To the best of the Directors’ knowledge, information and belief having made all reasonable enquiry, the Borrowers and its ultimate beneficial owner are Independent Third Party and not connected with the Company and its subsidiaries.
The Loan Agreements were entered into between each of the Borrowers and the Lender on 20 January 2012, pursuant to which the Lender agreed to grant the Loan Facilities to the Borrowers. Each of Forever Ease Limited, Century International Investment Holdings Limited, Billion Success Capital Investment Limited is principally engaged in investment holding.
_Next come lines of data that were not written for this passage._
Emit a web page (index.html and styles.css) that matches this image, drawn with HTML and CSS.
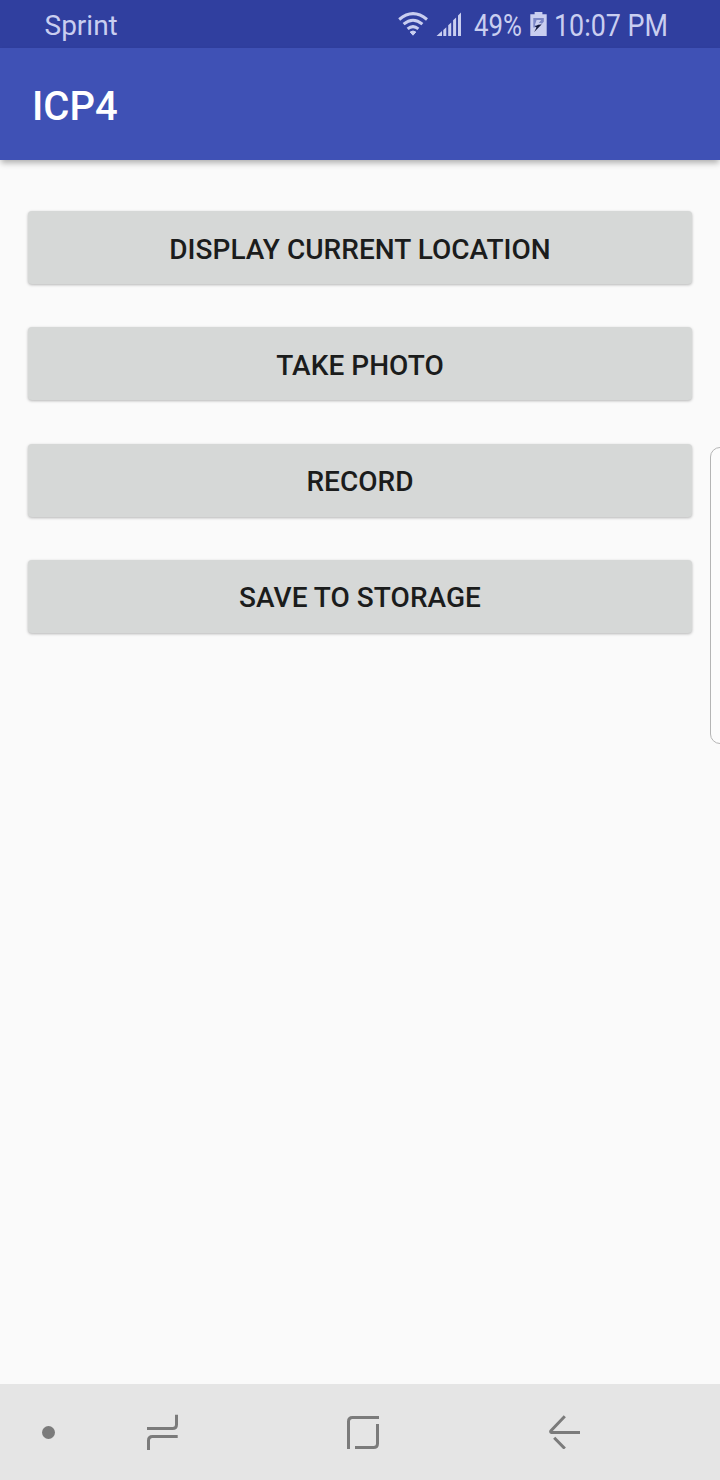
FILE: index.html
```html
<!DOCTYPE html>
<html lang="en">
<head>
<meta charset="utf-8">
<title>ICP4</title>
<link rel="stylesheet" href="styles.css">
</head>
<body>
<div class="screen">
  <header class="status">
    <span class="carrier">Sprint</span>
    <div class="indicators">
      <svg class="wifi" width="30" height="24" viewBox="398 12 30 24">
        <path d="M399.2 19.5Q413 7.8 427 19.5M403.6 24.2Q413 16.3 422.4 24.2M407.6 28.8Q413 24.4 418.4 28.8"/>
        <path class="solid" d="M410.2 32Q413 30 415.8 32L413 35.2Z"/>
      </svg>
      <svg class="signal" width="25" height="24" viewBox="437 12 25 24">
        <path d="M436.5 36L442 31V36ZM443.3 30L446.3 27.3V36H443.3ZM448.2 25.2L451.2 22.5V36H448.2ZM453.1 20.3L456.1 17.6V36H453.1ZM458 15.4L461 12.6V36H458Z"/>
      </svg>
      <svg class="percent" width="48" height="32"><text x="0" y="28" textLength="48" lengthAdjust="spacingAndGlyphs">49%</text></svg>
      <svg class="battery" width="17" height="24" viewBox="530 12 17 24">
        <path class="cell" d="M534.6 12H542.4V14.3H546.7V36H530.3V14.3H534.6Z"/>
        <path class="mark" d="M533.3 18H543.8V21.8L541.2 24.4H537.4L534.6 27.6H533.3Z"/>
        <path class="cell" d="M536.6 20H541.2L538.8 23H542L539 25.2H534.8Z"/>
        <path class="bolt" d="M541.6 24.4L534.2 32L536.5 27.4L534.8 26.6L538.2 24.8Z"/>
      </svg>
      <svg class="clock" width="112" height="32"><text x="-1" y="28" textLength="114" lengthAdjust="spacingAndGlyphs">10:07 PM</text></svg>
    </div>
  </header>
  <div class="appbar"><h1>ICP4</h1></div>
  <main class="actions">
    <button class="action">DISPLAY CURRENT LOCATION</button>
    <button class="action">TAKE PHOTO</button>
    <button class="action">RECORD</button>
    <button class="action">SAVE TO STORAGE</button>
  </main>
  <div class="edge-handle"></div>
  <nav class="navbar">
    <span class="dot"></span>
    <svg class="recents" width="32" height="36" viewBox="147 1414 32 36"><path d="M147 1428.5H172.5Q176.5 1428.5 176.5 1424.5V1414.8M177.7 1436.5H152.5Q148.5 1436.5 148.5 1440.5V1450"/></svg>
    <svg class="home" width="33" height="34" viewBox="347 1415 33 34"><path d="M348.5 1449V1421.5Q348.5 1417.5 352.5 1417.5H379M355 1447.5H373.5Q377.5 1447.5 377.5 1443.5V1424"/></svg>
    <svg class="back" width="32" height="34" viewBox="549 1415 32 34"><path d="M580 1432.5H551.8Q549.8 1432 551.2 1430.4L564.8 1416.3M554.2 1437.7L564.8 1448.6"/></svg>
  </nav>
</div>
</body>
</html>
```
FILE: styles.css
```css
* { box-sizing: border-box; }
body { margin: 0; font-family: Roboto, "Liberation Sans", sans-serif; }
.screen {
  position: relative;
  display: flex;
  flex-direction: column;
  width: 720px;
  height: 1480px;
  background: #fafafa;
  overflow: hidden;
}
.status {
  display: flex;
  justify-content: space-between;
  align-items: center;
  height: 48px;
  padding: 0 53px 0 44.5px;
  background: #303f9f;
  color: #c9cef0;
}
.carrier { font-size: 28px; line-height: 32px; padding-top: 4px; }
.indicators { display: flex; align-items: center; }
.indicators svg { display: block; fill: #c9cef0; overflow: visible; }
.indicators text { font-size: 30.5px; }
.indicators .wifi { fill: none; stroke: #c9cef0; stroke-width: 3; margin-right: 9px; }
.indicators .wifi .solid { fill: #c9cef0; stroke-width: 1; }
.signal { margin-right: 12px; }
.percent { margin-right: 8px; }
.battery { margin-right: 8px; }
.battery .mark { fill: #7b86c6; }
.battery .bolt { fill: #151b3d; }
.appbar {
  display: flex;
  align-items: center;
  height: 112px;
  padding: 6px 32px 0;
  background: #3f51b5;
  color: #fff;
  box-shadow: 0 4px 6px -1px rgba(0, 0, 0, .3);
}
.appbar h1 { margin: 0; font-size: 40px; font-weight: 500; line-height: 48px; }
.actions {
  display: flex;
  flex: 1;
  flex-direction: column;
  gap: 43.3px;
  padding: 51px 28px 0;
}
.action {
  height: 73px;
  padding: 4px 0 0;
  border: 0;
  border-radius: 4px;
  background: #d6d8d7;
  color: #1b1c1c;
  font: 500 28px/32px Roboto, "Liberation Sans", sans-serif;
  letter-spacing: .03px;
  box-shadow: 0 1px 3px rgba(0, 0, 0, .28);
}
.edge-handle {
  position: absolute;
  top: 447px;
  left: 710px;
  width: 20px;
  height: 297px;
  border: 1px solid #b5b5b5;
  border-radius: 10px;
  background: #fcfcfc;
}
.navbar {
  display: flex;
  align-items: center;
  height: 96px;
  padding-left: 42px;
  background: #e5e5e5;
}
.dot { width: 13px; height: 13px; border-radius: 50%; background: #7b7b7b; }
.navbar svg { fill: none; stroke: #7b7b7b; stroke-width: 3; }
.recents { margin-left: 92px; }
.home { margin-left: 168px; }
.back { margin-left: 169px; }
```
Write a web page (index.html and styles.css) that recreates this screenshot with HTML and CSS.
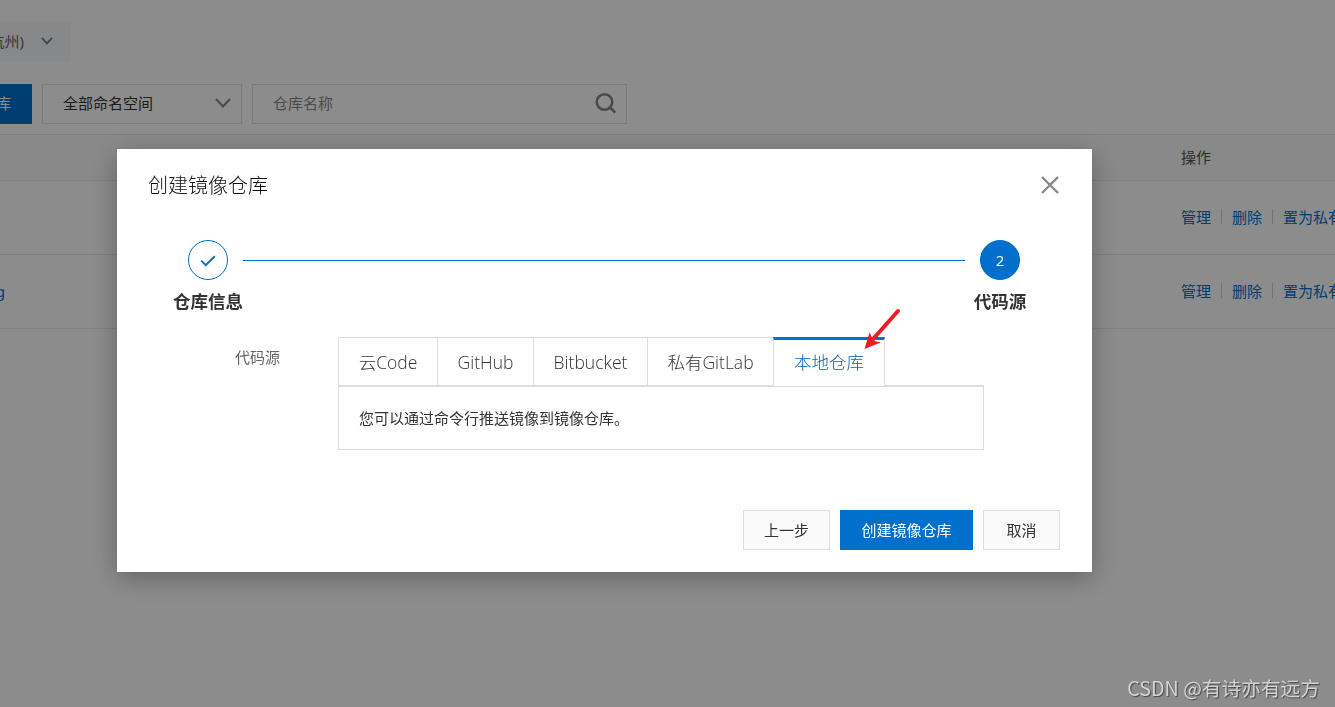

The Loan Facilities are all secured and carry an interest rate of 4.0% per month which was determined with reference to the factors including, among others, (i) our usual practice comparing to our other clients and (ii) the rules under section 24 of the Money Lending Ordinance (Cap. 163 of the laws of Hong Kong) which says the maximum effective rate of interest must not exceed 60% per annum. The full principal amount of each drawdown will be repayable by each of the Borrowers no later than 20 April 2012 or such later date to be agreed between the Lender and each of the Borrowers and the outstanding interest thereon will be repayable by each of the Borrowers on a monthly basis. The amount of the Loan Facilities has been drawn down by the Borrowers upon signing of the Loan Agreements.
PRIOR TRANSACTION
On 16 June 2011, the Lender entered into the loan agreements with the Borrowers, pursuant to which the Lender agreed to grant to each of the Borrowers the loan facilities in aggregate amount of HK$10,000,000 and such loan facilities have been fully repaid on 18 November 2011.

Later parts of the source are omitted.